### Work to complete
Copy out every line exactly, passing over the pictures.

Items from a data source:

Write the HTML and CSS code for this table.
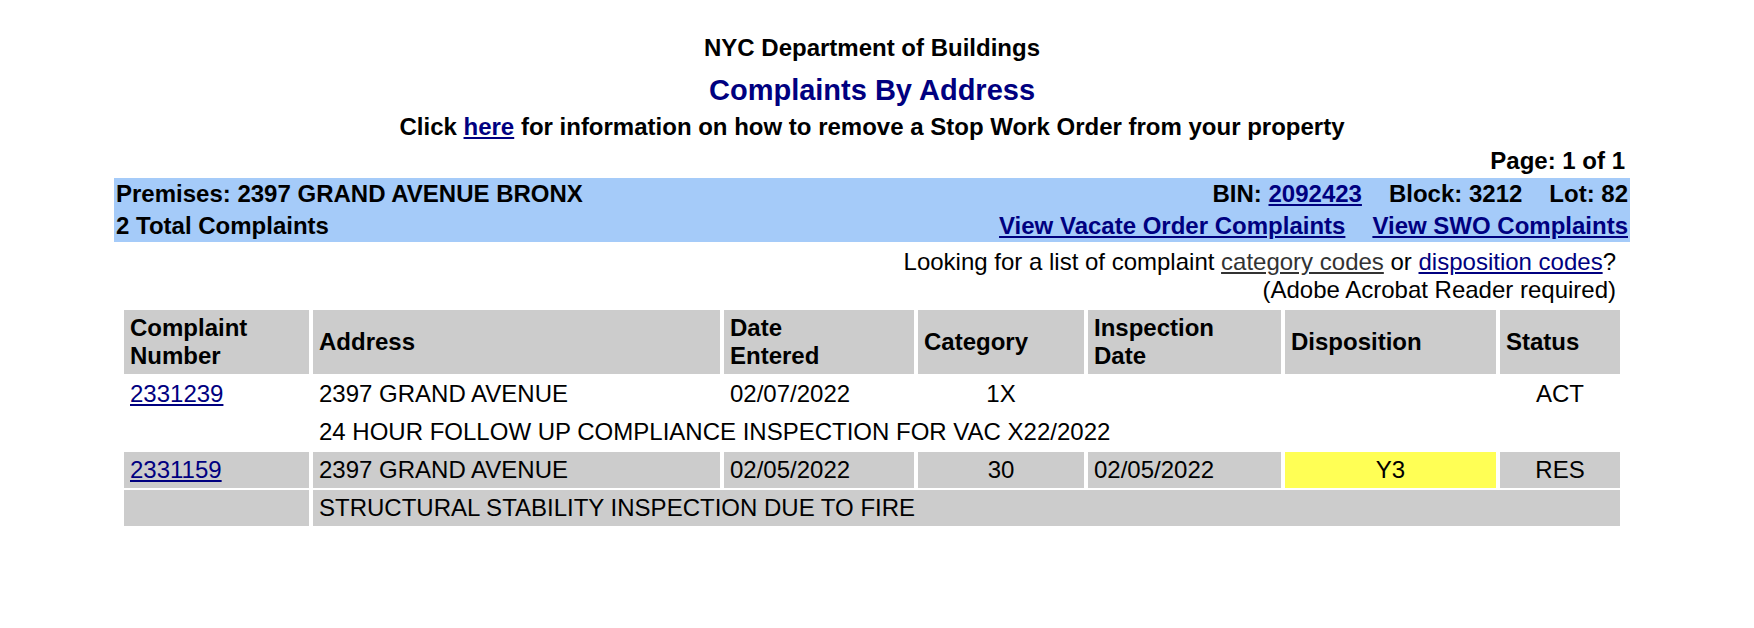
FILE: index.html
```html
<!DOCTYPE html>
<html>
<head>
<meta charset="utf-8">
<title>Complaints By Address</title>
<link rel="stylesheet" href="styles.css">
</head>
<body>
<div class="page">
  <div class="agency">NYC Department of Buildings</div>
  <div class="title">Complaints By Address</div>
  <div class="notice">Click <a href="#" class="lnk">here</a> for information on how to remove a Stop Work Order from your property</div>
  <div class="pager">Page: 1 of 1</div>
  <div class="premises">
    <div class="prem-row">
      <span>Premises: 2397 GRAND AVENUE BRONX</span>
      <span class="prem-right"><span>BIN: <a href="#" class="lnk">2092423</a></span><span>Block: 3212</span><span>Lot: 82</span></span>
    </div>
    <div class="prem-row">
      <span>2 Total Complaints</span>
      <span class="prem-right"><a href="#" class="lnk">View Vacate Order Complaints</a><a href="#" class="lnk">View SWO Complaints</a></span>
    </div>
  </div>
  <div class="codes">
    <div>Looking for a list of complaint <a href="#" class="lnk-gray">category codes</a> or <a href="#" class="lnk">disposition codes</a>?</div>
    <div>(Adobe Acrobat Reader required)</div>
  </div>
  <table class="complaints">
    <colgroup>
      <col class="c1"><col class="c2"><col class="c3"><col class="c4"><col class="c5"><col class="c6"><col class="c7">
    </colgroup>
    <thead>
      <tr>
        <th>Complaint<br>Number</th>
        <th>Address</th>
        <th>Date<br>Entered</th>
        <th>Category</th>
        <th>Inspection<br>Date</th>
        <th>Disposition</th>
        <th>Status</th>
      </tr>
    </thead>
    <tbody>
      <tr>
        <td><a href="#" class="lnk-plain">2331239</a></td>
        <td>2397 GRAND AVENUE</td>
        <td>02/07/2022</td>
        <td class="center">1X</td>
        <td></td>
        <td class="center"></td>
        <td class="center">ACT</td>
      </tr>
      <tr>
        <td></td>
        <td colspan="6">24 HOUR FOLLOW UP COMPLIANCE INSPECTION FOR VAC X22/2022</td>
      </tr>
      <tr class="shaded">
        <td><a href="#" class="lnk-plain">2331159</a></td>
        <td>2397 GRAND AVENUE</td>
        <td>02/05/2022</td>
        <td class="center">30</td>
        <td>02/05/2022</td>
        <td class="center yellow">Y3</td>
        <td class="center">RES</td>
      </tr>
      <tr class="shaded">
        <td></td>
        <td colspan="6">STRUCTURAL STABILITY INSPECTION DUE TO FIRE</td>
      </tr>
    </tbody>
  </table>
</div>
</body>
</html>
```
FILE: styles.css
```css
html, body {
  margin: 0;
  padding: 0;
  background: #ffffff;
}
body {
  font-family: "Liberation Sans", Arial, sans-serif;
  font-size: 24px;
  line-height: 28px;
  color: #000000;
}
.page {
  padding: 34px 124px 0 114px;
}
.agency {
  text-align: center;
  font-weight: bold;
}
.title {
  text-align: center;
  font-weight: bold;
  font-size: 29px;
  line-height: 34px;
  color: #000080;
  margin-top: 11px;
}
.notice {
  text-align: center;
  font-weight: bold;
  margin-top: 6px;
}
.lnk {
  color: #000080;
  text-decoration: underline;
}
.lnk-plain {
  color: #000080;
  text-decoration: underline;
  font-weight: normal;
}
.lnk-gray {
  color: #333333;
  text-decoration: underline;
}
.pager {
  text-align: right;
  font-weight: bold;
  margin-top: 6px;
  padding-right: 5px;
}
.premises {
  margin-top: 3px;
  background: #a5cbf9;
  font-weight: bold;
  padding: 0 2px;
}
.prem-row {
  display: flex;
  justify-content: space-between;
  padding: 2px 0;
}
.prem-right {
  display: flex;
  gap: 27px;
}
.codes {
  margin-top: 6px;
  text-align: right;
  padding-right: 14px;
}
.complaints {
  margin: 4px 0 0 6px;
  width: 1504px;
  table-layout: fixed;
  border-collapse: separate;
  border-spacing: 4px 2px;
}
.c1 { width: 185px; }
.c2 { width: 407px; }
.c3 { width: 190px; }
.c4 { width: 166px; }
.c5 { width: 193px; }
.c6 { width: 211px; }
.c7 { width: 120px; }
.complaints th {
  background: #cccccc;
  text-align: left;
  vertical-align: middle;
  font-weight: bold;
  padding: 4px 6px;
}
.complaints td {
  padding: 4px 6px;
  vertical-align: middle;
  white-space: nowrap;
}
.complaints .shaded td {
  background: #cccccc;
}
.complaints td.center {
  text-align: center;
}
.complaints .shaded td.yellow,
.complaints td.yellow {
  background: #ffff55;
}
```
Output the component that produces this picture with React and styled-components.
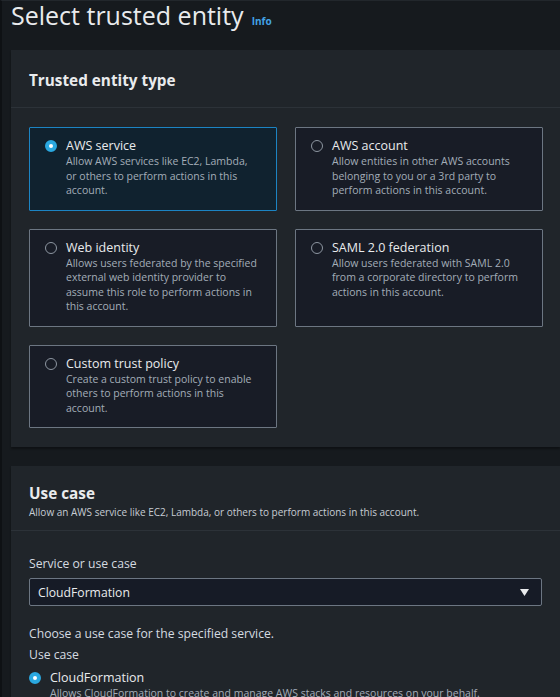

### Expected answer
Write the HTML and CSS code for this table.
FILE: index.html
```html
<!DOCTYPE html>
<html>
<head>
<meta charset="utf-8">
<title>Complaints By Address</title>
<link rel="stylesheet" href="styles.css">
</head>
<body>
<div class="page">
  <div class="agency">NYC Department of Buildings</div>
  <div class="title">Complaints By Address</div>
  <div class="notice">Click <a href="#" class="lnk">here</a> for information on how to remove a Stop Work Order from your property</div>
  <div class="pager">Page: 1 of 1</div>
  <div class="premises">
    <div class="prem-row">
      <span>Premises: 2397 GRAND AVENUE BRONX</span>
      <span class="prem-right"><span>BIN: <a href="#" class="lnk">2092423</a></span><span>Block: 3212</span><span>Lot: 82</span></span>
    </div>
    <div class="prem-row">
      <span>2 Total Complaints</span>
      <span class="prem-right"><a href="#" class="lnk">View Vacate Order Complaints</a><a href="#" class="lnk">View SWO Complaints</a></span>
    </div>
  </div>
  <div class="codes">
    <div>Looking for a list of complaint <a href="#" class="lnk-gray">category codes</a> or <a href="#" class="lnk">disposition codes</a>?</div>
    <div>(Adobe Acrobat Reader required)</div>
  </div>
  <table class="complaints">
    <colgroup>
      <col class="c1"><col class="c2"><col class="c3"><col class="c4"><col class="c5"><col class="c6"><col class="c7">
    </colgroup>
    <thead>
      <tr>
        <th>Complaint<br>Number</th>
        <th>Address</th>
        <th>Date<br>Entered</th>
        <th>Category</th>
        <th>Inspection<br>Date</th>
        <th>Disposition</th>
        <th>Status</th>
      </tr>
    </thead>
    <tbody>
      <tr>
        <td><a href="#" class="lnk-plain">2331239</a></td>
        <td>2397 GRAND AVENUE</td>
        <td>02/07/2022</td>
        <td class="center">1X</td>
        <td></td>
        <td class="center"></td>
        <td class="center">ACT</td>
      </tr>
      <tr>
        <td></td>
        <td colspan="6">24 HOUR FOLLOW UP COMPLIANCE INSPECTION FOR VAC X22/2022</td>
      </tr>
      <tr class="shaded">
        <td><a href="#" class="lnk-plain">2331159</a></td>
        <td>2397 GRAND AVENUE</td>
        <td>02/05/2022</td>
        <td class="center">30</td>
        <td>02/05/2022</td>
        <td class="center yellow">Y3</td>
        <td class="center">RES</td>
      </tr>
      <tr class="shaded">
        <td></td>
        <td colspan="6">STRUCTURAL STABILITY INSPECTION DUE TO FIRE</td>
      </tr>
    </tbody>
  </table>
</div>
</body>
</html>
```
FILE: styles.css
```css
html, body {
  margin: 0;
  padding: 0;
  background: #ffffff;
}
body {
  font-family: "Liberation Sans", Arial, sans-serif;
  font-size: 24px;
  line-height: 28px;
  color: #000000;
}
.page {
  padding: 34px 124px 0 114px;
}
.agency {
  text-align: center;
  font-weight: bold;
}
.title {
  text-align: center;
  font-weight: bold;
  font-size: 29px;
  line-height: 34px;
  color: #000080;
  margin-top: 11px;
}
.notice {
  text-align: center;
  font-weight: bold;
  margin-top: 6px;
}
.lnk {
  color: #000080;
  text-decoration: underline;
}
.lnk-plain {
  color: #000080;
  text-decoration: underline;
  font-weight: normal;
}
.lnk-gray {
  color: #333333;
  text-decoration: underline;
}
.pager {
  text-align: right;
  font-weight: bold;
  margin-top: 6px;
  padding-right: 5px;
}
.premises {
  margin-top: 3px;
  background: #a5cbf9;
  font-weight: bold;
  padding: 0 2px;
}
.prem-row {
  display: flex;
  justify-content: space-between;
  padding: 2px 0;
}
.prem-right {
  display: flex;
  gap: 27px;
}
.codes {
  margin-top: 6px;
  text-align: right;
  padding-right: 14px;
}
.complaints {
  margin: 4px 0 0 6px;
  width: 1504px;
  table-layout: fixed;
  border-collapse: separate;
  border-spacing: 4px 2px;
}
.c1 { width: 185px; }
.c2 { width: 407px; }
.c3 { width: 190px; }
.c4 { width: 166px; }
.c5 { width: 193px; }
.c6 { width: 211px; }
.c7 { width: 120px; }
.complaints th {
  background: #cccccc;
  text-align: left;
  vertical-align: middle;
  font-weight: bold;
  padding: 4px 6px;
}
.complaints td {
  padding: 4px 6px;
  vertical-align: middle;
  white-space: nowrap;
}
.complaints .shaded td {
  background: #cccccc;
}
.complaints td.center {
  text-align: center;
}
.complaints .shaded td.yellow,
.complaints td.yellow {
  background: #ffff55;
}
```
Output the component that produces this picture with React and styled-components.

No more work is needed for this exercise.